April 10, 2018 - 5:24 AM

TORONTO - The brutal misidentification of two young hockey players involved in the horrific bus crash in Saskatchewan resonates loudly with one father in California, who thought he had buried his son only to learn his boy was in fact alive and well.

Speaking from his home in Riverside County, Frank Kerrigan struggled to articulate the jumble of crushing, conflicting emotions that swept the family after the coroner told him his son was dead.

"My son is alive and we are so joyful for that but we are also mourning his death still," Kerrigan, 82, told The Canadian Press. "The joy, as tremendous as it is, at the same time is as painful as it is because of what we went through."

The coroner's office in Orange County informed Kerrigan that his 57-year-old son, who had been living on the streets, was dead. The body had been positively identified through fingerprints, Kerrigan said he was told. Police said his son's ID was found with the body. Authorities sent him the body for burial.

For Kerrigan, there was no reason to doubt what he had been told.

"We believed our authorities; my son was dead," Kerrigan said. "They matched some body and sent it to us.

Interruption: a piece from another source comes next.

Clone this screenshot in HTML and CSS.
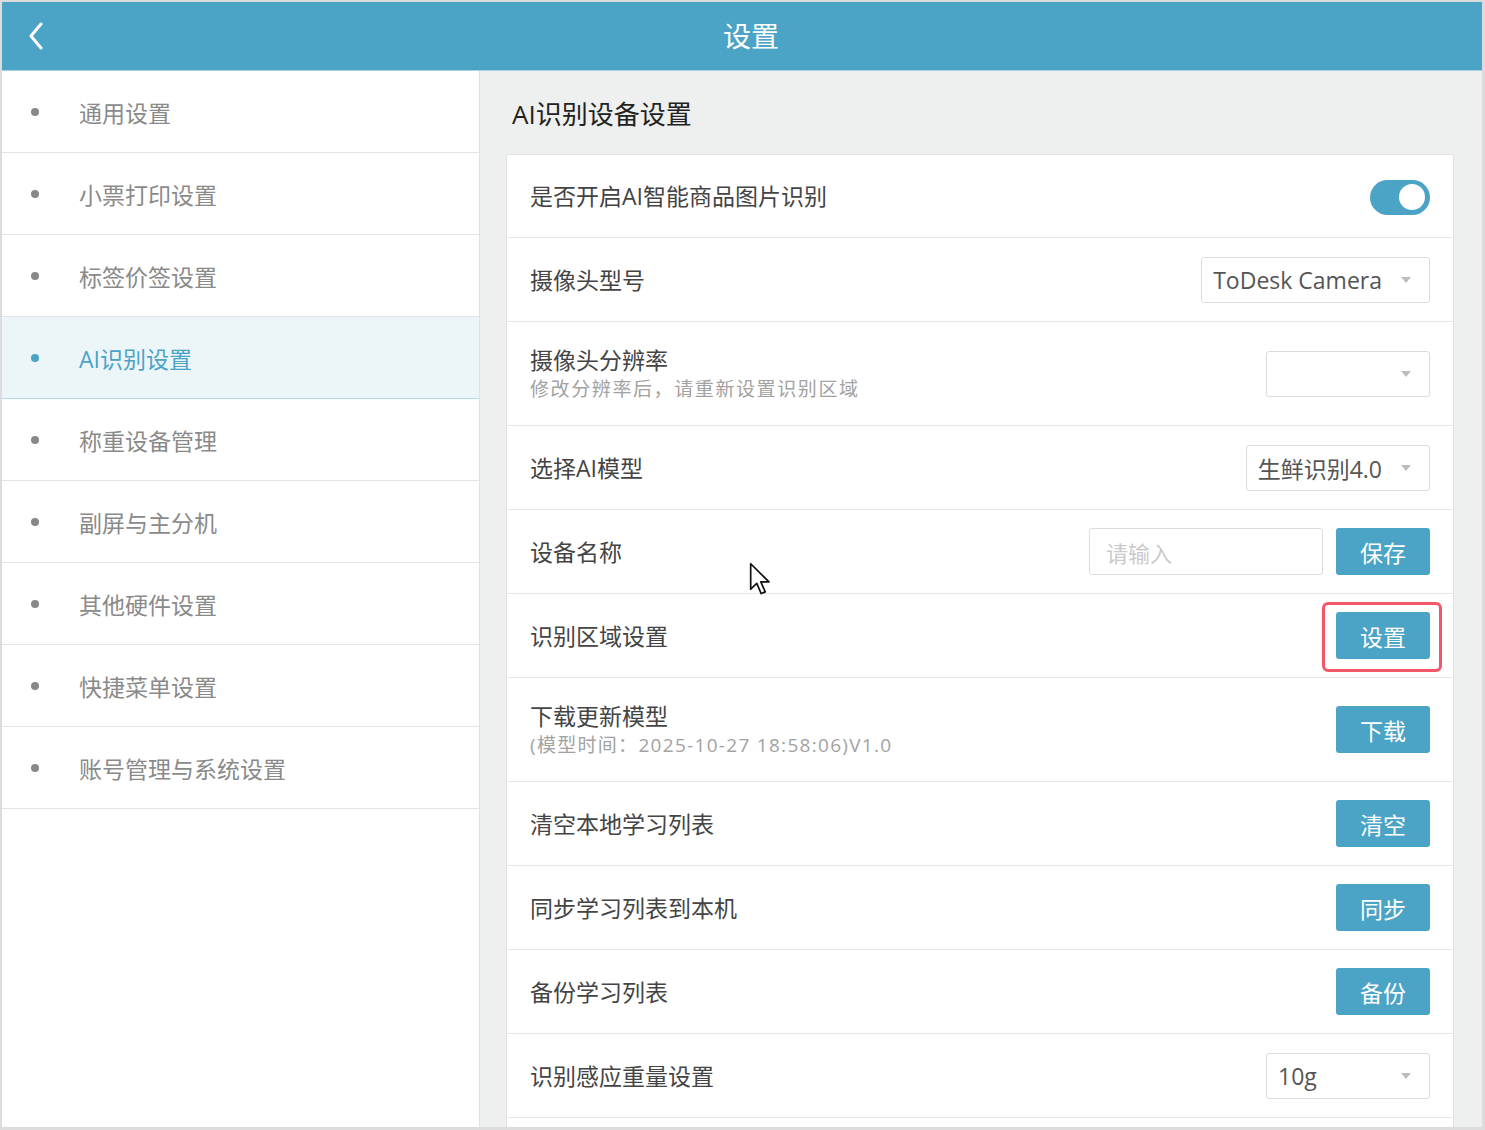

That's a horror show on a horror show."

It was only 11 days after the funeral that a friend called to say his son was in fact alive, plunging the grieving family into a further emotional maelstrom that has yet to be fully explained.

Kerrigan's comments came just hours after a spokesman for Saskatchewan's Justice Ministry explained that authorities had mixed up two players as they dealt with the aftermath of the crash.

"We were made aware of an error that had occurred in the identification of two of the individuals," Drew Wilby said Monday. "Xavier Labelle, who had previously been confirmed deceased is not deceased. He is alive. Unfortunately, that means Parker Tobin has been confirmed to be deceased."

Wilby said the unfortunate mix-up occurred because the players were sporting playoff-solidarity blond hair, were similar in age and athletic build, and had suffered severe physical trauma in the crash that killed 15 and injured 14 others. Obtaining dental records, the best way to positively identify someone, would have taken time, Wilby said.

One infamous case in Canada occurred in 2004, when a man was killed by a commuter train in Toronto. A woman positively identified the victim as her 48-year-old brother. However, while the family was attending his funeral a few days later, the man showed up at his sister's house alive and well.

The Saskatchewan situations is most similar to another notorious case in the United States, where two young women — both blondes — were involved in a car crash in Indiana in 2006 that left five dead.

One grieving family ended up burying what they thought was their daughter, another spent weeks at the bed side of what they thought was their relative — only to discover the mix-up when the young woman had recovered enough to finally be able to identify herself.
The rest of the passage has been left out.